#### Instruction:
From the listing below, copy only the lines from the line that contains "Reproduce this screenshot" to the line that contains "text-[36px] font-bold leading-[44px]", counting those two lines as part of the copy.

##### Records for the task #####

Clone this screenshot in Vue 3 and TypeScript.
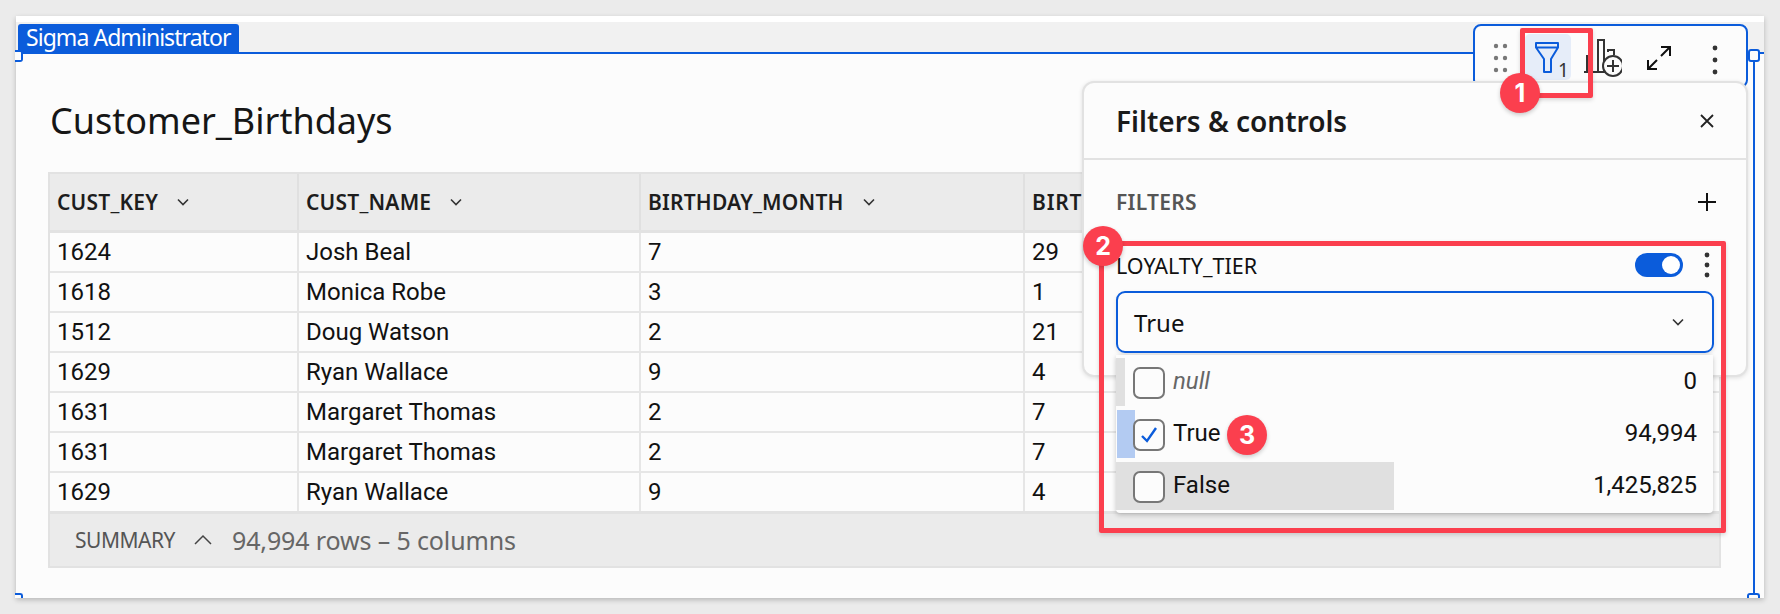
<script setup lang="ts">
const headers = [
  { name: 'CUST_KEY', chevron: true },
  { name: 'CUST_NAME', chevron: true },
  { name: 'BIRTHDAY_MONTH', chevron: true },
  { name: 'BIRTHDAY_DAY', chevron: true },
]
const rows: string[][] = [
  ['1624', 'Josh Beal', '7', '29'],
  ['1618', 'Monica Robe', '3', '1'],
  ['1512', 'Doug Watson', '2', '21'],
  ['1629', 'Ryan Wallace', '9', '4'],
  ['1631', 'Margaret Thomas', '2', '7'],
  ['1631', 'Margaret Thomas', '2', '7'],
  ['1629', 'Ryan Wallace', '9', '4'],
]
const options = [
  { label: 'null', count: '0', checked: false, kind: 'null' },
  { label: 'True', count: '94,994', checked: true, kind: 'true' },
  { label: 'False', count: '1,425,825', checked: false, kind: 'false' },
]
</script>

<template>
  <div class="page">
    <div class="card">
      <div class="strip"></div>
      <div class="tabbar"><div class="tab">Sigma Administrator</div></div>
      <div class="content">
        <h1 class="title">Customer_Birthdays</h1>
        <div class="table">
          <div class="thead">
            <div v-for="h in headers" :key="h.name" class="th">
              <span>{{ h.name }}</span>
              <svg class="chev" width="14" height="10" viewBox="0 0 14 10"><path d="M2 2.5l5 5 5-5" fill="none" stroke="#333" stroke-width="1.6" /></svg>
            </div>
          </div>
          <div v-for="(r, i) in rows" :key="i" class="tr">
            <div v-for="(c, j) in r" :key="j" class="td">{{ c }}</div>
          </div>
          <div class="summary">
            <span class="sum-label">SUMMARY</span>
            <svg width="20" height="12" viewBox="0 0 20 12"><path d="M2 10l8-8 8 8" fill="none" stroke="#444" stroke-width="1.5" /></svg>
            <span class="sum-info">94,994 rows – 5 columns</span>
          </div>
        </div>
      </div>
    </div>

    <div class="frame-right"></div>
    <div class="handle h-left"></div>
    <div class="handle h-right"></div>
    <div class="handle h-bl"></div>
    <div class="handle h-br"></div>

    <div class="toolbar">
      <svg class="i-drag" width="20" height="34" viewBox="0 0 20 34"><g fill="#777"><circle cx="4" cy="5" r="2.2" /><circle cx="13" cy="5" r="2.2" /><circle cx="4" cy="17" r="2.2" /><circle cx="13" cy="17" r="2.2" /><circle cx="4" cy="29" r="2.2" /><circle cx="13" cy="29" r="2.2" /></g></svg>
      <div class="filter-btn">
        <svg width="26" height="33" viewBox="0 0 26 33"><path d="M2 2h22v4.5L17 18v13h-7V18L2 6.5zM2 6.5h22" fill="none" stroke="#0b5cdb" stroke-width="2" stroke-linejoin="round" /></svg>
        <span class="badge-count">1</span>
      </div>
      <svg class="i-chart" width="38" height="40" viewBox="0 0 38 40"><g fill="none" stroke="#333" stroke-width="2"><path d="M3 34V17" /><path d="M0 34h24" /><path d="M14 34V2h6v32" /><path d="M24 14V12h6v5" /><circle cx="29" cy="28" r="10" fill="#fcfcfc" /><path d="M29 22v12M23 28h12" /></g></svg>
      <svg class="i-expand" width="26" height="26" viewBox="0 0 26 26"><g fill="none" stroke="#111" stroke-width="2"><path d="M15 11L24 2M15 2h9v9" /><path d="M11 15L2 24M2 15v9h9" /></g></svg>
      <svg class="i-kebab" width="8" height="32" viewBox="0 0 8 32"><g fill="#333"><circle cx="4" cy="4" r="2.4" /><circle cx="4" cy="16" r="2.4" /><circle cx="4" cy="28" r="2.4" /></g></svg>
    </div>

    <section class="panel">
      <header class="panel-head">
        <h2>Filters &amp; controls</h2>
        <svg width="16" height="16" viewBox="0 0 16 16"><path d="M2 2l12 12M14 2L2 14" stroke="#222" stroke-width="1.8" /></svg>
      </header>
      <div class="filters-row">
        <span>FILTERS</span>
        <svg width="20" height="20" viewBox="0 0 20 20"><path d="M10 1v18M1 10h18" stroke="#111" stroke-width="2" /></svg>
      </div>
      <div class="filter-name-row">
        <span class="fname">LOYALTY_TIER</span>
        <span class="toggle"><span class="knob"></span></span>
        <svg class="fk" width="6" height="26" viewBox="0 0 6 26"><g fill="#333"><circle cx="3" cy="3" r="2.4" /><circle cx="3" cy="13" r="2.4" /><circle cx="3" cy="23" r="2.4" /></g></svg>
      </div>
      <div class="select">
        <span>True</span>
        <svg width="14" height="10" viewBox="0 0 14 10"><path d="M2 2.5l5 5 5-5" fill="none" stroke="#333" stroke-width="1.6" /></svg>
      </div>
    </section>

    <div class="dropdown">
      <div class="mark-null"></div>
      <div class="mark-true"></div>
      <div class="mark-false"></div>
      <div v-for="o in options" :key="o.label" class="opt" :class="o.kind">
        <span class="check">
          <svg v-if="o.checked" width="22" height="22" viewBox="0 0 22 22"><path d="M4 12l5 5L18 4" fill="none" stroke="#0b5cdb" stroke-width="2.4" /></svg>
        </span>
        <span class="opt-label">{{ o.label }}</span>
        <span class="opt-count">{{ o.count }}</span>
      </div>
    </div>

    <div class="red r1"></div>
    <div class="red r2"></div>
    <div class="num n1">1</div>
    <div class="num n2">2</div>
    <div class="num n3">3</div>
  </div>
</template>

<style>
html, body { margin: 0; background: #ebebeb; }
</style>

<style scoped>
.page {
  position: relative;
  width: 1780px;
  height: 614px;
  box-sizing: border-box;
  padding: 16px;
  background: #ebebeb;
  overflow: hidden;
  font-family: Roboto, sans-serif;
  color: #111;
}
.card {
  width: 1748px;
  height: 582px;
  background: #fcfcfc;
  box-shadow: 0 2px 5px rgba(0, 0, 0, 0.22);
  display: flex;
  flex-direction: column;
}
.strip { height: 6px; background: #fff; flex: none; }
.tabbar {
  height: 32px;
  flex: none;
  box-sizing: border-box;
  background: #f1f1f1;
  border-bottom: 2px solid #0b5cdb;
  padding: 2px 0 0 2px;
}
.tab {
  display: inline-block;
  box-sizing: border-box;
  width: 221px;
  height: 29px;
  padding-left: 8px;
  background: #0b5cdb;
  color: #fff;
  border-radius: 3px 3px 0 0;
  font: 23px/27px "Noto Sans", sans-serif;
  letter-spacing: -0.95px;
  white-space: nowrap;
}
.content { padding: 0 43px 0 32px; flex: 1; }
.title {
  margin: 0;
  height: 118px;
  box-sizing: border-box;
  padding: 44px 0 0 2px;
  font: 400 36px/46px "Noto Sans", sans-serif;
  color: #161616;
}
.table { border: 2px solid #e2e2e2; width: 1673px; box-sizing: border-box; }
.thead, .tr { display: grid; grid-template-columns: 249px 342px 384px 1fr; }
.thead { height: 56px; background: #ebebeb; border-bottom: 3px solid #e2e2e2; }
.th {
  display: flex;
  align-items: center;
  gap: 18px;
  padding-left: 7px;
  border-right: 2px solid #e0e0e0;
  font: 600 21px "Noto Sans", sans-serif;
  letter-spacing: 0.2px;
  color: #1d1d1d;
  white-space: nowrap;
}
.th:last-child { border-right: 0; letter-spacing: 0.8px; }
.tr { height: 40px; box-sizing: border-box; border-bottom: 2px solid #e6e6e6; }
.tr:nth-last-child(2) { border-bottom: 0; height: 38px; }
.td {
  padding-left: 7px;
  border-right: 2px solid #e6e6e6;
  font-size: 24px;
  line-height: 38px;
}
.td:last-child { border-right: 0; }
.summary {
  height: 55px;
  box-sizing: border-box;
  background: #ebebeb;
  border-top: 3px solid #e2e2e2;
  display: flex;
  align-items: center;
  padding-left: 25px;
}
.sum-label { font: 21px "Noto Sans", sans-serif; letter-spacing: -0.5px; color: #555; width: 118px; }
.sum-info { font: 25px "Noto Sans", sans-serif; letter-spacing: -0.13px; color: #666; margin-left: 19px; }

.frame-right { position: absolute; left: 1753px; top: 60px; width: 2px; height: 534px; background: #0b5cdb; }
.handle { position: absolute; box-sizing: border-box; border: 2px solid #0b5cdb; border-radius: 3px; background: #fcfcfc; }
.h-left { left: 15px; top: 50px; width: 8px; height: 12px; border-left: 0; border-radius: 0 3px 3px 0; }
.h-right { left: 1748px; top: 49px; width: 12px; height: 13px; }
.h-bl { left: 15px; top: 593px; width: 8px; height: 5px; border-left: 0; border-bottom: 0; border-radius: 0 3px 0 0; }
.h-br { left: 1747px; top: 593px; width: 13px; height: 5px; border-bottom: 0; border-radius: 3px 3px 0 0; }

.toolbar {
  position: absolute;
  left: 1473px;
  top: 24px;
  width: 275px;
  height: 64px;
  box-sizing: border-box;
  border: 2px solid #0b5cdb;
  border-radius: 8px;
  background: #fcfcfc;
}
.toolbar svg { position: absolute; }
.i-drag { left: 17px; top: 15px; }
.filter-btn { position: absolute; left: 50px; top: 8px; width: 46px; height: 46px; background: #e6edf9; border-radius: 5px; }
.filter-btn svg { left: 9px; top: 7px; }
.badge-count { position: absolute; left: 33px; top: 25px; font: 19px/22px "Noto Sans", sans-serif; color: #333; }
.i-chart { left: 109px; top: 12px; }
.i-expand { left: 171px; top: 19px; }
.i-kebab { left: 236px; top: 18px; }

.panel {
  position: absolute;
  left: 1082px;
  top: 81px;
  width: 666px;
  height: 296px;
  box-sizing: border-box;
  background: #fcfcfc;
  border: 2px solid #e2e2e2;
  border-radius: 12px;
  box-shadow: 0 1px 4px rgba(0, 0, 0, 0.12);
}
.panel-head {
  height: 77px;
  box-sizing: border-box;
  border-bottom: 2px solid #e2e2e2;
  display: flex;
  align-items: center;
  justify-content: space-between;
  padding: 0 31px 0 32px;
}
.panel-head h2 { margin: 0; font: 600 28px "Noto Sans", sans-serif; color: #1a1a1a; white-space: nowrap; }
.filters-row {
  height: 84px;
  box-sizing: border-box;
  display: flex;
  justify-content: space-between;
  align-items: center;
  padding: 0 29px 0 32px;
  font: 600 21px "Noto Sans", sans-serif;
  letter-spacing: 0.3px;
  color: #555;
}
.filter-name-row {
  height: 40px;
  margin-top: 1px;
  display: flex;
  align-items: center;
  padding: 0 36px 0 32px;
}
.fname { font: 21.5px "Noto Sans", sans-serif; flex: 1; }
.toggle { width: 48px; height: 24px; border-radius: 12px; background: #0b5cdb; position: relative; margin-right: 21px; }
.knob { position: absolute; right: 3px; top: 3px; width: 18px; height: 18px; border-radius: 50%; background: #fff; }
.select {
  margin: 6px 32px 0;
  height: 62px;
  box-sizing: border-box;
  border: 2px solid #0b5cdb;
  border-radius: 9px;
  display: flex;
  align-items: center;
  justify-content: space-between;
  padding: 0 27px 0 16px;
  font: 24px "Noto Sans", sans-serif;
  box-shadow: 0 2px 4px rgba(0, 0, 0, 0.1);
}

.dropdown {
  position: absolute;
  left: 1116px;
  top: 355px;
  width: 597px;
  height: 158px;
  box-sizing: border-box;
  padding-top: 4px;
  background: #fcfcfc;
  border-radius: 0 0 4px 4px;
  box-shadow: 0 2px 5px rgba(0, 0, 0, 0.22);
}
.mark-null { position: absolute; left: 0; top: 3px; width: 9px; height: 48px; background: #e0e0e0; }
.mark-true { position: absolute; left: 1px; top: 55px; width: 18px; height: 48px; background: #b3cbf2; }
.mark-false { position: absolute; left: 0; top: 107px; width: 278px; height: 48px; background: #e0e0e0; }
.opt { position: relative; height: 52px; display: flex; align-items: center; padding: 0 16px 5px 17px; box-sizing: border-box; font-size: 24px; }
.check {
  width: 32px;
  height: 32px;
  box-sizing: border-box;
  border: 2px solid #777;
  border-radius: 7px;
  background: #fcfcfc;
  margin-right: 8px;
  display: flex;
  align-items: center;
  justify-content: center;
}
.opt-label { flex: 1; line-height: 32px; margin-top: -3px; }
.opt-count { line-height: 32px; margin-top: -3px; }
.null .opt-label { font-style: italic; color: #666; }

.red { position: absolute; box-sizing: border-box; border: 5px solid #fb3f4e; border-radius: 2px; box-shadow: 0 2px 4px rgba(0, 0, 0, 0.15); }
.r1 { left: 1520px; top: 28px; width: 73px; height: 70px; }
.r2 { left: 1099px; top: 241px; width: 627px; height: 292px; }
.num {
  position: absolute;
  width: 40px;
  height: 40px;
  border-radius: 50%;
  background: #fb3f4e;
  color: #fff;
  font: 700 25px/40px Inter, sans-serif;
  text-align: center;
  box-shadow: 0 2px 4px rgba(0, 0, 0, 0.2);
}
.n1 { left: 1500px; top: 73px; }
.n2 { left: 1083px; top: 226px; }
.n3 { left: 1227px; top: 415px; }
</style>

#####
##### Records for the task #####

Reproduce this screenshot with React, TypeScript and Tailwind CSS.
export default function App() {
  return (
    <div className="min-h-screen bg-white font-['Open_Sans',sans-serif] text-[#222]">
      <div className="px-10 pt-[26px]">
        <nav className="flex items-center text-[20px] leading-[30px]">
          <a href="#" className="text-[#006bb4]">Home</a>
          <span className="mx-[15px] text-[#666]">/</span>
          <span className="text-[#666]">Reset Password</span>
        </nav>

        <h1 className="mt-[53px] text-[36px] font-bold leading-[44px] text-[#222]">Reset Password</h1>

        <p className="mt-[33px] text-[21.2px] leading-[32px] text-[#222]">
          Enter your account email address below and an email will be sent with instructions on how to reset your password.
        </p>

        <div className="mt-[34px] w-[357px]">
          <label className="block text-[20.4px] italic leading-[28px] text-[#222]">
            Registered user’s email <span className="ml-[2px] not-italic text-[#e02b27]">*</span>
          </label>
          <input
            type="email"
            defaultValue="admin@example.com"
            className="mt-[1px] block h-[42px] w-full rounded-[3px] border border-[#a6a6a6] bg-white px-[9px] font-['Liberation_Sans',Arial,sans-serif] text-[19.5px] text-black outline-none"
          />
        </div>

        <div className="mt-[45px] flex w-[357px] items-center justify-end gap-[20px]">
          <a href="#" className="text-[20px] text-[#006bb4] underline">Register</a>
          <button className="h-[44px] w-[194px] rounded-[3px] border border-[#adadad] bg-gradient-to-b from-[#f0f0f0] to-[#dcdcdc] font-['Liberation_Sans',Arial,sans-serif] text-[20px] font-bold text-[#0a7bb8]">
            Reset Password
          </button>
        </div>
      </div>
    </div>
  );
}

#####
##### Records for the task #####

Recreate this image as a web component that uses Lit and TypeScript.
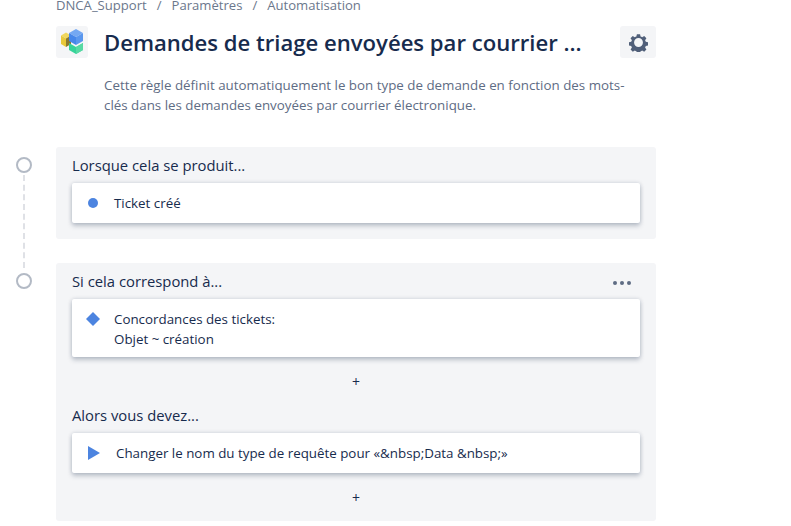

#####

#### Expected answer:
Reproduce this screenshot with React, TypeScript and Tailwind CSS.
export default function App() {
  return (
    <div className="min-h-screen bg-white font-['Open_Sans',sans-serif] text-[#222]">
      <div className="px-10 pt-[26px]">
        <nav className="flex items-center text-[20px] leading-[30px]">
          <a href="#" className="text-[#006bb4]">Home</a>
          <span className="mx-[15px] text-[#666]">/</span>
          <span className="text-[#666]">Reset Password</span>
        </nav>

        <h1 className="mt-[53px] text-[36px] font-bold leading-[44px] text-[#222]">Reset Password</h1>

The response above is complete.